As usual with arms races, both in human warfare and in natural selection, advances in offense are cheaper than the defensive responses to counter them. This is especially true in epistemology, the world of fact, knowledge and belief. No matter how carefully you, or your organization, gathers, tests and evaluates evidence, your reputation for objectivity and truth-telling can be shattered with a few well-aimed lies by your opponents. With your reputation shattered, your goods, however valuable in fact, will be almost unsalable. Skepticism and doubt is cheap, confidence is expensive. This asymmetry is a major problem, and it will take patient and unrelenting effort to restore confidence in sources that deserve confidence.

An interesting wrinkle of evolutionary theory relevant to gauging our current credibility problem is the phenomenon of “costly signaling,” a set of insights first devised and defended by Amotz Zahavi many years ago. Many animals “tell” would-be predators “don’t bother trying to catch me ― I’m too fast and strong for you. Save your energy and go after a weaker prey,” and many predators are wise enough to follow this advice ― but only when the adviser can demonstrate credibility by a costly display. With social media providing essentially cost-free signaling, there is plenty of grounds for skepticism: why bother speaking truth to power when speaking falsehood to power (or about power) is easier and often just as effective? But there’s hope, too.

If we can inculcate a healthy appreciation for the principle of costly signaling, and for its implications ― speakers must earn our credence, and doubters are best ignored until they have made their demonstrations of credibility ― we can, perhaps, restore something of a ranking of reliability, which will be a valuable asset indeed, so valuable that those who have a high ranking will protect it fervently, by telling the truth.
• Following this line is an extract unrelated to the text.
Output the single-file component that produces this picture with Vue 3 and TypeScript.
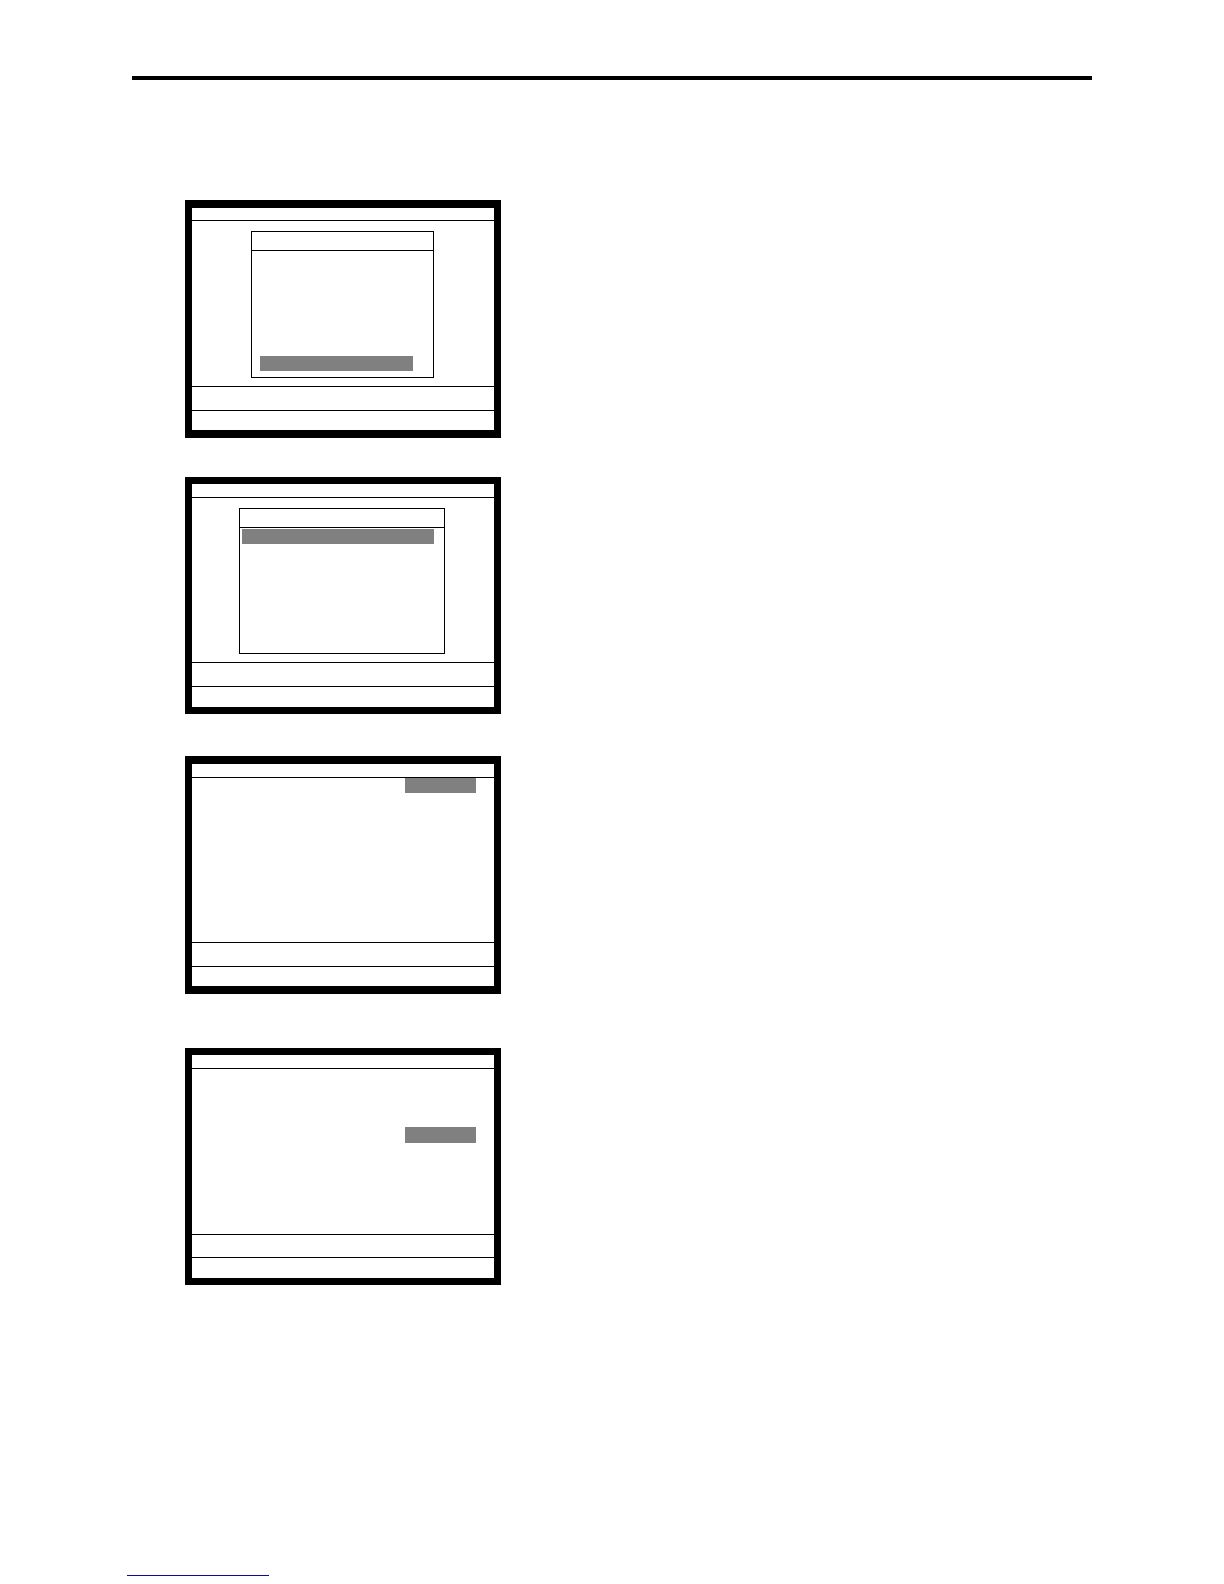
<script setup lang="ts">
interface Screen {
  id: string
  label: string
  dialog: boolean
}

const screens: Screen[] = [
  { id: 'menu', label: 'Menu screen', dialog: true },
  { id: 'submenu', label: 'Submenu screen', dialog: true },
  { id: 'first-field', label: 'Settings screen, first field', dialog: false },
  { id: 'middle-field', label: 'Settings screen, middle field', dialog: false },
]
</script>

<template>
  <div class="page">
    <header class="rule"></header>
    <main class="screens">
      <section
        v-for="screen in screens"
        :key="screen.id"
        class="screen"
        :class="screen.id"
        :aria-label="screen.label"
      >
        <div class="title"></div>
        <div class="body">
          <div v-if="screen.dialog" class="dialog">
            <div class="dialog-title"></div>
            <div class="highlight"></div>
          </div>
          <div v-else class="highlight"></div>
        </div>
        <div class="message"></div>
        <div class="status"></div>
      </section>
    </main>
    <footer class="footer">
      <a class="link" href="#" aria-label="Website"></a>
    </footer>
  </div>
</template>

<style>
body {
  margin: 0;
  background: #fff;
}
</style>

<style scoped>
.page {
  box-sizing: border-box;
  min-height: 100vh;
  display: flex;
  flex-direction: column;
  padding: 76px 127px 8px;
  font-family: "Liberation Sans", Arial, sans-serif;
}

.rule {
  height: 4px;
  margin: 0 5px;
  background: #000;
}

.screens {
  display: flex;
  flex-direction: column;
  padding: 120px 58px 0;
}

.screen {
  box-sizing: border-box;
  width: 316px;
  max-width: 100%;
  display: grid;
  grid-template-rows: 14px 164px 24px 21px;
  border: 7px solid #000;
}

.menu,
.first-field {
  border-width: 8px 7px;
}

.menu {
  grid-template-rows: 13px 165px 24px 20px;
}

.submenu {
  margin-top: 39px;
}

.first-field {
  grid-template-rows: 14px 164px 24px 20px;
  margin-top: 42px;
}

.middle-field {
  grid-template-rows: 14px 165px 23px 21px;
  margin-top: 54px;
}

.title {
  border-bottom: 1px solid #000;
}

.message,
.status {
  border-top: 1px solid #000;
}

.body {
  display: flex;
  flex-direction: column;
}

.dialog {
  box-sizing: border-box;
  display: flex;
  flex-direction: column;
  border: 1px solid #000;
}

.dialog-title {
  height: 18px;
  border-bottom: 1px solid #000;
}

.highlight {
  height: 15px;
  background: #808080;
}

.menu .dialog {
  height: 147px;
  margin: 10px 60px 0 59px;
}

.menu .highlight {
  margin: auto 20px 6px 8px;
}

.submenu .dialog {
  height: 146px;
  margin: 10px 49px 0 47px;
}

.submenu .highlight {
  margin: 1px 10px 0 2px;
}

.first-field .highlight,
.middle-field .highlight {
  width: 71px;
  margin: 0 18px 0 auto;
}

.middle-field .highlight {
  height: 16px;
  margin-top: 58px;
}

.footer {
  display: flex;
  margin-top: auto;
}

.link {
  width: 142px;
  height: 16px;
  border-bottom: 1px solid #0c0c98;
}
</style>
Those who don’t like the truth will of course redouble their attempts to destroy the credibility of the truth-tellers, but if people are made alert to the ways of testing these attacks, we may be able to return the world to a more stable and transmissible set of sources of reliable information.

“We should settle for knowing less than everything about everything, but knowing enough to make informed choices.”

Part of the cost of false attacks on reliable sources should be heavy and unremitting condemnation of those who get caught doing this, along with penalties imposed on them in the coin of whatever matters to them. If they value their honor, they should be dishonored; if they value prestige, they should be ridiculed and belittled; if they value privacy, they should be exposed.

We should not expect any such policies to be self-sustaining. For instance, the ploy of patiently building reputation in order to exploit it in a master stroke of deception will always be attractive to some, and the internal security of organizations will always be vulnerable to moles. Aesop’s fable about the education of the country mouse by the city mouse ― and of the city mouse by the country mouse ― continues today, with the stakes raised.

Once we set aside the impossible, indeed undesirable, ideal of total transparency, we can start rebuilding islands of reliable trust. These already exist by the hundreds of thousands in local communities and larger political units, where public servants and private citizens have earned the respect of their neighbors and fellow citizens for their knowledge and honesty. What we need to do is enlarge these islands, patiently building from small to large, creating resilient webs of trust to replace those that have been dissolving in the onslaught of the media. We should settle for knowing less than everything about everything, but knowing enough to make informed choices, the very foundation of democracy.